[EXERCISE GOAL]
Give the entries back exactly, dropping each image.

[Dataset items]
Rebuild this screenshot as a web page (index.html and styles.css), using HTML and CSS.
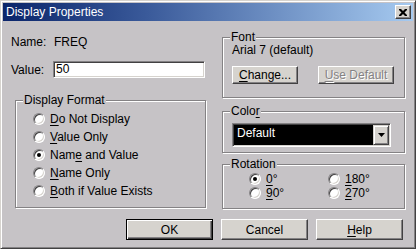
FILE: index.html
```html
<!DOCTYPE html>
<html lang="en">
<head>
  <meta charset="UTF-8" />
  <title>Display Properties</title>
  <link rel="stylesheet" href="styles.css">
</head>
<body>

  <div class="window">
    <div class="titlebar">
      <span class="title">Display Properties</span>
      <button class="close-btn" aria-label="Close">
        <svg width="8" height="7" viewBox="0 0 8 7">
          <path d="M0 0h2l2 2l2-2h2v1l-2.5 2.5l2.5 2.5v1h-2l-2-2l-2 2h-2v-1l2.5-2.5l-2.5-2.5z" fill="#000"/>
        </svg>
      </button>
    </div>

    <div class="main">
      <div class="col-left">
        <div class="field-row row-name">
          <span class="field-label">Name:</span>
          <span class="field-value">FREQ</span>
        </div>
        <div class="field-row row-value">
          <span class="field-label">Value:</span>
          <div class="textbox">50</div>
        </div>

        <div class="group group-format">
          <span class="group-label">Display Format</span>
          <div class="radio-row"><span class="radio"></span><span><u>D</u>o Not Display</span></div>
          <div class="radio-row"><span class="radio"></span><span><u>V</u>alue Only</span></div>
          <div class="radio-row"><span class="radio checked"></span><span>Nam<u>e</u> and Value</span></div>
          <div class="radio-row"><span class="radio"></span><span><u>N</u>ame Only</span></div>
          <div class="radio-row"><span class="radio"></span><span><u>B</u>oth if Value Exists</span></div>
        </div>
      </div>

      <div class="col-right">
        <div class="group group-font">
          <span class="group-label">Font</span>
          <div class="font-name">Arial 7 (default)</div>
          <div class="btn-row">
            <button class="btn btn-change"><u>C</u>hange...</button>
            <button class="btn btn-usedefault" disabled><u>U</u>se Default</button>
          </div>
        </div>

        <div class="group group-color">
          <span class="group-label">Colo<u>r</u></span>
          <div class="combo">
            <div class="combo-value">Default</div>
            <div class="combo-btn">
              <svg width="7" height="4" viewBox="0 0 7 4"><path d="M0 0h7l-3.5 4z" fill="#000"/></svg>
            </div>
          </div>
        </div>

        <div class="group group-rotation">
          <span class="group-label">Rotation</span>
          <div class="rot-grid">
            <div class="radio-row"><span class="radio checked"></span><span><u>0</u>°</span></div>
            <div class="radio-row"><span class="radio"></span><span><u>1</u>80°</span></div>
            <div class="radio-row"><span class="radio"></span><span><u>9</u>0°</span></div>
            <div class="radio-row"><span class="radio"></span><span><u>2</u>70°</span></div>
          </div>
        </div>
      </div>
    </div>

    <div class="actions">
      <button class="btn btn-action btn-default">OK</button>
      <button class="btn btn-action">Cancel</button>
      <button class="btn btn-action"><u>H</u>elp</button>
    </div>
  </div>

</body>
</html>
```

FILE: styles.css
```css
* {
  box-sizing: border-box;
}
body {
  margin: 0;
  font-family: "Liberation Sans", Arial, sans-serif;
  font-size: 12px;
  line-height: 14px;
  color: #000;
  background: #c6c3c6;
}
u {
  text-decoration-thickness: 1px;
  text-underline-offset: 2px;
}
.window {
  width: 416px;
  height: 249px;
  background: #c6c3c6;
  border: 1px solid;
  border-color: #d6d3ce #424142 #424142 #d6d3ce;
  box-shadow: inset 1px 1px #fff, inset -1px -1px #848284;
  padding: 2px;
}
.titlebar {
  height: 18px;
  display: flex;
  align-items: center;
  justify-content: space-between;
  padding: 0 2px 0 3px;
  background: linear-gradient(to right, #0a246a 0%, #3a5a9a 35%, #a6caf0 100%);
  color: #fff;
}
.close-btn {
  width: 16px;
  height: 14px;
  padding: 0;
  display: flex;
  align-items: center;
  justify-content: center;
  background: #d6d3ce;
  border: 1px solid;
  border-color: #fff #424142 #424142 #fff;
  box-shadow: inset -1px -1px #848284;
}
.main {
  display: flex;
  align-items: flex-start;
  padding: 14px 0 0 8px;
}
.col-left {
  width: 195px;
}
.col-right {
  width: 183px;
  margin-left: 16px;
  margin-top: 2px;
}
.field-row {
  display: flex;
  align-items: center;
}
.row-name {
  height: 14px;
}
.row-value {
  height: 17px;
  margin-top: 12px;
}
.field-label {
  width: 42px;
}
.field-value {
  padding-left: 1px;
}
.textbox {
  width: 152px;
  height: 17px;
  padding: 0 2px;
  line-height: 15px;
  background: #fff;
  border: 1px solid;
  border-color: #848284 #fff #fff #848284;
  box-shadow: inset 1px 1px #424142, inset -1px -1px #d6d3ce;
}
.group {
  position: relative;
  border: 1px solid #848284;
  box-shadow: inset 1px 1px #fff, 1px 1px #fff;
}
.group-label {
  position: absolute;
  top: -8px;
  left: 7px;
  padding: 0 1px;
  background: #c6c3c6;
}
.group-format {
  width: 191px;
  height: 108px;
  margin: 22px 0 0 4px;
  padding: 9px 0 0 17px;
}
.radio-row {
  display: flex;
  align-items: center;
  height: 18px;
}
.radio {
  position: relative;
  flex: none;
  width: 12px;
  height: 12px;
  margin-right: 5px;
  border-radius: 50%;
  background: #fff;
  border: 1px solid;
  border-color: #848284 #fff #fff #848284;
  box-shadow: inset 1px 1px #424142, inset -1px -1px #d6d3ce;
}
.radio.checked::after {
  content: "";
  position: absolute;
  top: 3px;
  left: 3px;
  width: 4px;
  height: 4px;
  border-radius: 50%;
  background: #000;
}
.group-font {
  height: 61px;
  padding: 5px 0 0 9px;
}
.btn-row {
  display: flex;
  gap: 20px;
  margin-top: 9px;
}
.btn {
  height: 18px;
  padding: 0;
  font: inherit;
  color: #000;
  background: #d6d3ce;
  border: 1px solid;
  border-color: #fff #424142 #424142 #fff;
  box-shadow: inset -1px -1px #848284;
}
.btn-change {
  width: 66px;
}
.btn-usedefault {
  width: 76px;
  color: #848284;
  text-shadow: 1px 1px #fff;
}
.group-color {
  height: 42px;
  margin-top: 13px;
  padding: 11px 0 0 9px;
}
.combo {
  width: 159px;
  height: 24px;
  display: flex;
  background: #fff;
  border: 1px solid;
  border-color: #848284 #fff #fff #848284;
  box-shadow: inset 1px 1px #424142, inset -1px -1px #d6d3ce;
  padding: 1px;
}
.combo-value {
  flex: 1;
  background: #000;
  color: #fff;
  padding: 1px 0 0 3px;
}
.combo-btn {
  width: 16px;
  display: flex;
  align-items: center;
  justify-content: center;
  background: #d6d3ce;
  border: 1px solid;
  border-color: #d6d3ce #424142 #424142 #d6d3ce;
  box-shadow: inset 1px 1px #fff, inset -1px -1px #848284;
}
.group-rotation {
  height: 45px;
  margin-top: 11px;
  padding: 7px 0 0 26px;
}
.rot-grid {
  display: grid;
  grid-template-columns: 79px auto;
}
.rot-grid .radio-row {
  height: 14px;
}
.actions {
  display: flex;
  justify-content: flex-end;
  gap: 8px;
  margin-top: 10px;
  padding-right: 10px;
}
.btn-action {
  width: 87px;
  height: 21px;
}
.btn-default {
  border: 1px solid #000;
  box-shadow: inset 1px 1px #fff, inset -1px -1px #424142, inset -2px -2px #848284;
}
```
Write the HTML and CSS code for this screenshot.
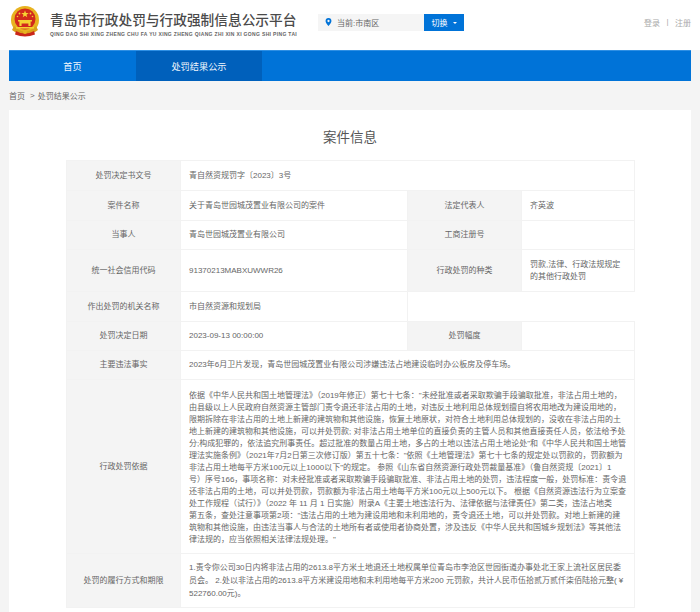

[WRITTEN RESPONSE]
Rebuild this screenshot as a web page (index.html and styles.css), using HTML and CSS.
FILE: index.html
```html
<!DOCTYPE html>
<html lang="en">
<head>
  <meta charset="UTF-8" />
  <title>Display Properties</title>
  <link rel="stylesheet" href="styles.css">
</head>
<body>

  <div class="window">
    <div class="titlebar">
      <span class="title">Display Properties</span>
      <button class="close-btn" aria-label="Close">
        <svg width="8" height="7" viewBox="0 0 8 7">
          <path d="M0 0h2l2 2l2-2h2v1l-2.5 2.5l2.5 2.5v1h-2l-2-2l-2 2h-2v-1l2.5-2.5l-2.5-2.5z" fill="#000"/>
        </svg>
      </button>
    </div>

    <div class="main">
      <div class="col-left">
        <div class="field-row row-name">
          <span class="field-label">Name:</span>
          <span class="field-value">FREQ</span>
        </div>
        <div class="field-row row-value">
          <span class="field-label">Value:</span>
          <div class="textbox">50</div>
        </div>

        <div class="group group-format">
          <span class="group-label">Display Format</span>
          <div class="radio-row"><span class="radio"></span><span><u>D</u>o Not Display</span></div>
          <div class="radio-row"><span class="radio"></span><span><u>V</u>alue Only</span></div>
          <div class="radio-row"><span class="radio checked"></span><span>Nam<u>e</u> and Value</span></div>
          <div class="radio-row"><span class="radio"></span><span><u>N</u>ame Only</span></div>
          <div class="radio-row"><span class="radio"></span><span><u>B</u>oth if Value Exists</span></div>
        </div>
      </div>

      <div class="col-right">
        <div class="group group-font">
          <span class="group-label">Font</span>
          <div class="font-name">Arial 7 (default)</div>
          <div class="btn-row">
            <button class="btn btn-change"><u>C</u>hange...</button>
            <button class="btn btn-usedefault" disabled><u>U</u>se Default</button>
          </div>
        </div>

        <div class="group group-color">
          <span class="group-label">Colo<u>r</u></span>
          <div class="combo">
            <div class="combo-value">Default</div>
            <div class="combo-btn">
              <svg width="7" height="4" viewBox="0 0 7 4"><path d="M0 0h7l-3.5 4z" fill="#000"/></svg>
            </div>
          </div>
        </div>

        <div class="group group-rotation">
          <span class="group-label">Rotation</span>
          <div class="rot-grid">
            <div class="radio-row"><span class="radio checked"></span><span><u>0</u>°</span></div>
            <div class="radio-row"><span class="radio"></span><span><u>1</u>80°</span></div>
            <div class="radio-row"><span class="radio"></span><span><u>9</u>0°</span></div>
            <div class="radio-row"><span class="radio"></span><span><u>2</u>70°</span></div>
          </div>
        </div>
      </div>
    </div>

    <div class="actions">
      <button class="btn btn-action btn-default">OK</button>
      <button class="btn btn-action">Cancel</button>
      <button class="btn btn-action"><u>H</u>elp</button>
    </div>
  </div>

</body>
</html>
```

FILE: styles.css
```css
* {
  box-sizing: border-box;
}
body {
  margin: 0;
  font-family: "Liberation Sans", Arial, sans-serif;
  font-size: 12px;
  line-height: 14px;
  color: #000;
  background: #c6c3c6;
}
u {
  text-decoration-thickness: 1px;
  text-underline-offset: 2px;
}
.window {
  width: 416px;
  height: 249px;
  background: #c6c3c6;
  border: 1px solid;
  border-color: #d6d3ce #424142 #424142 #d6d3ce;
  box-shadow: inset 1px 1px #fff, inset -1px -1px #848284;
  padding: 2px;
}
.titlebar {
  height: 18px;
  display: flex;
  align-items: center;
  justify-content: space-between;
  padding: 0 2px 0 3px;
  background: linear-gradient(to right, #0a246a 0%, #3a5a9a 35%, #a6caf0 100%);
  color: #fff;
}
.close-btn {
  width: 16px;
  height: 14px;
  padding: 0;
  display: flex;
  align-items: center;
  justify-content: center;
  background: #d6d3ce;
  border: 1px solid;
  border-color: #fff #424142 #424142 #fff;
  box-shadow: inset -1px -1px #848284;
}
.main {
  display: flex;
  align-items: flex-start;
  padding: 14px 0 0 8px;
}
.col-left {
  width: 195px;
}
.col-right {
  width: 183px;
  margin-left: 16px;
  margin-top: 2px;
}
.field-row {
  display: flex;
  align-items: center;
}
.row-name {
  height: 14px;
}
.row-value {
  height: 17px;
  margin-top: 12px;
}
.field-label {
  width: 42px;
}
.field-value {
  padding-left: 1px;
}
.textbox {
  width: 152px;
  height: 17px;
  padding: 0 2px;
  line-height: 15px;
  background: #fff;
  border: 1px solid;
  border-color: #848284 #fff #fff #848284;
  box-shadow: inset 1px 1px #424142, inset -1px -1px #d6d3ce;
}
.group {
  position: relative;
  border: 1px solid #848284;
  box-shadow: inset 1px 1px #fff, 1px 1px #fff;
}
.group-label {
  position: absolute;
  top: -8px;
  left: 7px;
  padding: 0 1px;
  background: #c6c3c6;
}
.group-format {
  width: 191px;
  height: 108px;
  margin: 22px 0 0 4px;
  padding: 9px 0 0 17px;
}
.radio-row {
  display: flex;
  align-items: center;
  height: 18px;
}
.radio {
  position: relative;
  flex: none;
  width: 12px;
  height: 12px;
  margin-right: 5px;
  border-radius: 50%;
  background: #fff;
  border: 1px solid;
  border-color: #848284 #fff #fff #848284;
  box-shadow: inset 1px 1px #424142, inset -1px -1px #d6d3ce;
}
.radio.checked::after {
  content: "";
  position: absolute;
  top: 3px;
  left: 3px;
  width: 4px;
  height: 4px;
  border-radius: 50%;
  background: #000;
}
.group-font {
  height: 61px;
  padding: 5px 0 0 9px;
}
.btn-row {
  display: flex;
  gap: 20px;
  margin-top: 9px;
}
.btn {
  height: 18px;
  padding: 0;
  font: inherit;
  color: #000;
  background: #d6d3ce;
  border: 1px solid;
  border-color: #fff #424142 #424142 #fff;
  box-shadow: inset -1px -1px #848284;
}
.btn-change {
  width: 66px;
}
.btn-usedefault {
  width: 76px;
  color: #848284;
  text-shadow: 1px 1px #fff;
}
.group-color {
  height: 42px;
  margin-top: 13px;
  padding: 11px 0 0 9px;
}
.combo {
  width: 159px;
  height: 24px;
  display: flex;
  background: #fff;
  border: 1px solid;
  border-color: #848284 #fff #fff #848284;
  box-shadow: inset 1px 1px #424142, inset -1px -1px #d6d3ce;
  padding: 1px;
}
.combo-value {
  flex: 1;
  background: #000;
  color: #fff;
  padding: 1px 0 0 3px;
}
.combo-btn {
  width: 16px;
  display: flex;
  align-items: center;
  justify-content: center;
  background: #d6d3ce;
  border: 1px solid;
  border-color: #d6d3ce #424142 #424142 #d6d3ce;
  box-shadow: inset 1px 1px #fff, inset -1px -1px #848284;
}
.group-rotation {
  height: 45px;
  margin-top: 11px;
  padding: 7px 0 0 26px;
}
.rot-grid {
  display: grid;
  grid-template-columns: 79px auto;
}
.rot-grid .radio-row {
  height: 14px;
}
.actions {
  display: flex;
  justify-content: flex-end;
  gap: 8px;
  margin-top: 10px;
  padding-right: 10px;
}
.btn-action {
  width: 87px;
  height: 21px;
}
.btn-default {
  border: 1px solid #000;
  box-shadow: inset 1px 1px #fff, inset -1px -1px #424142, inset -2px -2px #848284;
}
```
Write the HTML and CSS code for this screenshot.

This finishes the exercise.